» **Task goal**: Please set down all the lines beneath this one exactly, without the pictures.

» **Stored data**:
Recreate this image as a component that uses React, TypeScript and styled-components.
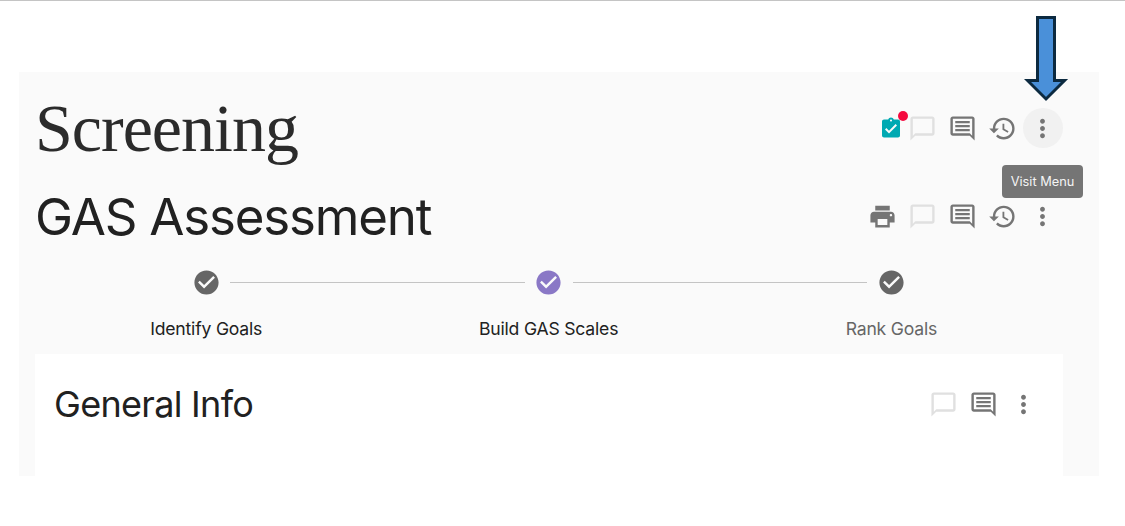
import React from 'react';
import styled, { createGlobalStyle } from 'styled-components';
import {
  MdAssignmentTurnedIn,
  MdChatBubbleOutline,
  MdCheckCircle,
  MdHistory,
  MdMoreVert,
  MdPrint,
} from 'react-icons/md';

const GlobalStyle = createGlobalStyle`
  html, body {
    margin: 0;
    padding: 0;
    background: #fff;
    font-family: Inter, "Liberation Sans", sans-serif;
  }
`;

const Page = styled.div`
  position: relative;
  width: 1125px;
  height: 526px;
  overflow: hidden;
  border-top: 1px solid #c4c4c4;
  box-sizing: border-box;
`;

const Panel = styled.main`
  width: 1080px;
  height: 404px;
  margin: 71px 0 0 19px;
  padding: 0 36px 0 16px;
  box-sizing: border-box;
  background: #fafafa;
  display: flex;
  flex-direction: column;
`;

const HeaderRow = styled.header<{ $height: number }>`
  height: ${({ $height }) => $height}px;
  display: flex;
  align-items: center;
  justify-content: space-between;
  flex: none;
`;

const PageTitle = styled.h1`
  margin: 0;
  font-family: "Liberation Serif", serif;
  font-weight: 400;
  font-size: 68px;
  line-height: 1;
  letter-spacing: -1px;
  color: #2b2b2b;
`;

const SectionTitle = styled.h2`
  margin: 0;
  font-weight: 400;
  font-size: 51px;
  line-height: 1;
  letter-spacing: -1.2px;
  color: #212121;
`;

const Toolbar = styled.div`
  display: flex;
  align-items: center;
  margin-right: 0.5px;
`;

const IconButton = styled.div<{ $active?: boolean; $muted?: boolean }>`
  position: relative;
  width: 40px;
  height: 40px;
  flex: none;
  display: flex;
  align-items: center;
  justify-content: center;
  border-radius: 50%;
  font-size: 29px;
  color: ${({ $muted }) => ($muted ? '#e0e0e0' : '#757575')};
  background: ${({ $active }) => ($active ? '#f1f1f1' : 'transparent')};
`;

const ClipboardButton = styled(IconButton)`
  width: 24px;
  font-size: 25px;
  color: #00a9b2;
`;

const Dot = styled.span`
  position: absolute;
  top: 3px;
  right: -5px;
  width: 10px;
  height: 10px;
  border-radius: 50%;
  background: #f50a3f;
`;

const Tooltip = styled.div`
  position: absolute;
  top: 57px;
  left: -20.5px;
  width: 81px;
  height: 33px;
  padding-bottom: 1px;
  box-sizing: border-box;
  display: flex;
  align-items: center;
  justify-content: center;
  border-radius: 4px;
  background: #757575;
  color: #f4f4f4;
  font-size: 12.8px;
  white-space: nowrap;
`;

const Stepper = styled.ol`
  list-style: none;
  margin: 20px 0 0;
  padding: 0;
  display: grid;
  grid-template-columns: 342.4px 342.4px 1fr;
  flex: none;
`;

const Step = styled.li`
  display: flex;
  flex-direction: column;
  align-items: center;
`;

const StepTrack = styled.div`
  width: 100%;
  height: 29px;
  display: flex;
  align-items: center;
`;

const Connector = styled.span<{ $hidden?: boolean }>`
  flex: 1;
  height: 1px;
  background: ${({ $hidden }) => ($hidden ? 'transparent' : '#c4c4c4')};
`;

const StepIcon = styled.span<{ $color: string }>`
  flex: none;
  display: flex;
  width: 29px;
  margin: 0 9.5px;
  font-size: 29px;
  color: ${({ $color }) => $color};
`;

const StepLabel = styled.span<{ $dim?: boolean }>`
  margin-top: 20px;
  font-size: 17.6px;
  line-height: 24px;
  font-weight: 400;
  letter-spacing: -0.2px;
  color: ${({ $dim }) => ($dim ? '#666' : '#212121')};
`;

const Card = styled.section`
  flex: 1;
  margin-top: 13px;
  padding: 0 19px;
  background: #fff;
`;

const CardTitle = styled.h3`
  margin: 0;
  font-weight: 400;
  font-size: 36px;
  line-height: 1;
  letter-spacing: -0.7px;
  color: #212121;
`;

const ArrowOverlay = styled.svg`
  position: absolute;
  top: 14px;
  left: 1024px;
`;

const NotesIcon = () => (
  <svg width="1em" height="1em" viewBox="0 0 24 24" fill="currentColor">
    <path d="M4 2h16c1.1 0 2 .9 2 2v18l-4-4H4c-1.1 0-2-.9-2-2V4c0-1.1.9-2 2-2zm0 14h14l2 2V4H4v12z" />
    <path d="M6 5.8h12v1.9H6zM6 9.1h12V11H6zM6 12.4h12v1.9H6z" />
  </svg>
);

const steps = [
  { label: 'Identify Goals', color: '#666666' },
  { label: 'Build GAS Scales', color: '#8a78c6' },
  { label: 'Rank Goals', color: '#666666', dim: true },
];

export default function App() {
  return (
    <Page>
      <GlobalStyle />
      <Panel>
        <HeaderRow $height={112}>
          <PageTitle>Screening</PageTitle>
          <Toolbar>
            <ClipboardButton>
              <MdAssignmentTurnedIn />
              <Dot />
            </ClipboardButton>
            <IconButton $muted>
              <MdChatBubbleOutline />
            </IconButton>
            <IconButton>
              <NotesIcon />
            </IconButton>
            <IconButton>
              <MdHistory />
            </IconButton>
            <IconButton $active>
              <MdMoreVert />
              <Tooltip>Visit Menu</Tooltip>
            </IconButton>
          </Toolbar>
        </HeaderRow>
        <HeaderRow $height={64}>
          <SectionTitle>GAS Assessment</SectionTitle>
          <Toolbar>
            <IconButton>
              <MdPrint />
            </IconButton>
            <IconButton $muted>
              <MdChatBubbleOutline />
            </IconButton>
            <IconButton>
              <NotesIcon />
            </IconButton>
            <IconButton>
              <MdHistory />
            </IconButton>
            <IconButton>
              <MdMoreVert />
            </IconButton>
          </Toolbar>
        </HeaderRow>
        <Stepper>
          {steps.map((step, i) => (
            <Step key={step.label}>
              <StepTrack>
                <Connector $hidden={i === 0} />
                <StepIcon $color={step.color}>
                  <MdCheckCircle />
                </StepIcon>
                <Connector $hidden={i === steps.length - 1} />
              </StepTrack>
              <StepLabel $dim={step.dim}>{step.label}</StepLabel>
            </Step>
          ))}
        </Stepper>
        <Card>
          <HeaderRow $height={100}>
            <CardTitle>General Info</CardTitle>
            <Toolbar>
              <IconButton $muted>
                <MdChatBubbleOutline />
              </IconButton>
              <IconButton>
                <NotesIcon />
              </IconButton>
              <IconButton>
                <MdMoreVert />
              </IconButton>
            </Toolbar>
          </HeaderRow>
        </Card>
      </Panel>
      <ArrowOverlay width="46" height="88" viewBox="0 0 46 88">
        <path
          d="M13.5 2.5h17v63h10L22 84 3.5 65.5h10z"
          fill="#4a90d9"
          stroke="#0c2a40"
          strokeWidth="3"
        />
      </ArrowOverlay>
    </Page>
  );
}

» **Task solution**:
Recreate this image as a component that uses React, TypeScript and styled-components.
import React from 'react';
import styled, { createGlobalStyle } from 'styled-components';
import {
  MdAssignmentTurnedIn,
  MdChatBubbleOutline,
  MdCheckCircle,
  MdHistory,
  MdMoreVert,
  MdPrint,
} from 'react-icons/md';

const GlobalStyle = createGlobalStyle`
  html, body {
    margin: 0;
    padding: 0;
    background: #fff;
    font-family: Inter, "Liberation Sans", sans-serif;
  }
`;

const Page = styled.div`
  position: relative;
  width: 1125px;
  height: 526px;
  overflow: hidden;
  border-top: 1px solid #c4c4c4;
  box-sizing: border-box;
`;

const Panel = styled.main`
  width: 1080px;
  height: 404px;
  margin: 71px 0 0 19px;
  padding: 0 36px 0 16px;
  box-sizing: border-box;
  background: #fafafa;
  display: flex;
  flex-direction: column;
`;

const HeaderRow = styled.header<{ $height: number }>`
  height: ${({ $height }) => $height}px;
  display: flex;
  align-items: center;
  justify-content: space-between;
  flex: none;
`;

const PageTitle = styled.h1`
  margin: 0;
  font-family: "Liberation Serif", serif;
  font-weight: 400;
  font-size: 68px;
  line-height: 1;
  letter-spacing: -1px;
  color: #2b2b2b;
`;

const SectionTitle = styled.h2`
  margin: 0;
  font-weight: 400;
  font-size: 51px;
  line-height: 1;
  letter-spacing: -1.2px;
  color: #212121;
`;

const Toolbar = styled.div`
  display: flex;
  align-items: center;
  margin-right: 0.5px;
`;

const IconButton = styled.div<{ $active?: boolean; $muted?: boolean }>`
  position: relative;
  width: 40px;
  height: 40px;
  flex: none;
  display: flex;
  align-items: center;
  justify-content: center;
  border-radius: 50%;
  font-size: 29px;
  color: ${({ $muted }) => ($muted ? '#e0e0e0' : '#757575')};
  background: ${({ $active }) => ($active ? '#f1f1f1' : 'transparent')};
`;

const ClipboardButton = styled(IconButton)`
  width: 24px;
  font-size: 25px;
  color: #00a9b2;
`;

const Dot = styled.span`
  position: absolute;
  top: 3px;
  right: -5px;
  width: 10px;
  height: 10px;
  border-radius: 50%;
  background: #f50a3f;
`;

const Tooltip = styled.div`
  position: absolute;
  top: 57px;
  left: -20.5px;
  width: 81px;
  height: 33px;
  padding-bottom: 1px;
  box-sizing: border-box;
  display: flex;
  align-items: center;
  justify-content: center;
  border-radius: 4px;
  background: #757575;
  color: #f4f4f4;
  font-size: 12.8px;
  white-space: nowrap;
`;

const Stepper = styled.ol`
  list-style: none;
  margin: 20px 0 0;
  padding: 0;
  display: grid;
  grid-template-columns: 342.4px 342.4px 1fr;
  flex: none;
`;

const Step = styled.li`
  display: flex;
  flex-direction: column;
  align-items: center;
`;

const StepTrack = styled.div`
  width: 100%;
  height: 29px;
  display: flex;
  align-items: center;
`;

const Connector = styled.span<{ $hidden?: boolean }>`
  flex: 1;
  height: 1px;
  background: ${({ $hidden }) => ($hidden ? 'transparent' : '#c4c4c4')};
`;

const StepIcon = styled.span<{ $color: string }>`
  flex: none;
  display: flex;
  width: 29px;
  margin: 0 9.5px;
  font-size: 29px;
  color: ${({ $color }) => $color};
`;

const StepLabel = styled.span<{ $dim?: boolean }>`
  margin-top: 20px;
  font-size: 17.6px;
  line-height: 24px;
  font-weight: 400;
  letter-spacing: -0.2px;
  color: ${({ $dim }) => ($dim ? '#666' : '#212121')};
`;

const Card = styled.section`
  flex: 1;
  margin-top: 13px;
  padding: 0 19px;
  background: #fff;
`;

const CardTitle = styled.h3`
  margin: 0;
  font-weight: 400;
  font-size: 36px;
  line-height: 1;
  letter-spacing: -0.7px;
  color: #212121;
`;

const ArrowOverlay = styled.svg`
  position: absolute;
  top: 14px;
  left: 1024px;
`;

const NotesIcon = () => (
  <svg width="1em" height="1em" viewBox="0 0 24 24" fill="currentColor">
    <path d="M4 2h16c1.1 0 2 .9 2 2v18l-4-4H4c-1.1 0-2-.9-2-2V4c0-1.1.9-2 2-2zm0 14h14l2 2V4H4v12z" />
    <path d="M6 5.8h12v1.9H6zM6 9.1h12V11H6zM6 12.4h12v1.9H6z" />
  </svg>
);

const steps = [
  { label: 'Identify Goals', color: '#666666' },
  { label: 'Build GAS Scales', color: '#8a78c6' },
  { label: 'Rank Goals', color: '#666666', dim: true },
];

export default function App() {
  return (
    <Page>
      <GlobalStyle />
      <Panel>
        <HeaderRow $height={112}>
          <PageTitle>Screening</PageTitle>
          <Toolbar>
            <ClipboardButton>
              <MdAssignmentTurnedIn />
              <Dot />
            </ClipboardButton>
            <IconButton $muted>
              <MdChatBubbleOutline />
            </IconButton>
            <IconButton>
              <NotesIcon />
            </IconButton>
            <IconButton>
              <MdHistory />
            </IconButton>
            <IconButton $active>
              <MdMoreVert />
              <Tooltip>Visit Menu</Tooltip>
            </IconButton>
          </Toolbar>
        </HeaderRow>
        <HeaderRow $height={64}>
          <SectionTitle>GAS Assessment</SectionTitle>
          <Toolbar>
            <IconButton>
              <MdPrint />
            </IconButton>
            <IconButton $muted>
              <MdChatBubbleOutline />
            </IconButton>
            <IconButton>
              <NotesIcon />
            </IconButton>
            <IconButton>
              <MdHistory />
            </IconButton>
            <IconButton>
              <MdMoreVert />
            </IconButton>
          </Toolbar>
        </HeaderRow>
        <Stepper>
          {steps.map((step, i) => (
            <Step key={step.label}>
              <StepTrack>
                <Connector $hidden={i === 0} />
                <StepIcon $color={step.color}>
                  <MdCheckCircle />
                </StepIcon>
                <Connector $hidden={i === steps.length - 1} />
              </StepTrack>
              <StepLabel $dim={step.dim}>{step.label}</StepLabel>
            </Step>
          ))}
        </Stepper>
        <Card>
          <HeaderRow $height={100}>
            <CardTitle>General Info</CardTitle>
            <Toolbar>
              <IconButton $muted>
                <MdChatBubbleOutline />
              </IconButton>
              <IconButton>
                <NotesIcon />
              </IconButton>
              <IconButton>
                <MdMoreVert />
              </IconButton>
            </Toolbar>
          </HeaderRow>
        </Card>
      </Panel>
      <ArrowOverlay width="46" height="88" viewBox="0 0 46 88">
        <path
          d="M13.5 2.5h17v63h10L22 84 3.5 65.5h10z"
          fill="#4a90d9"
          stroke="#0c2a40"
          strokeWidth="3"
        />
      </ArrowOverlay>
    </Page>
  );
}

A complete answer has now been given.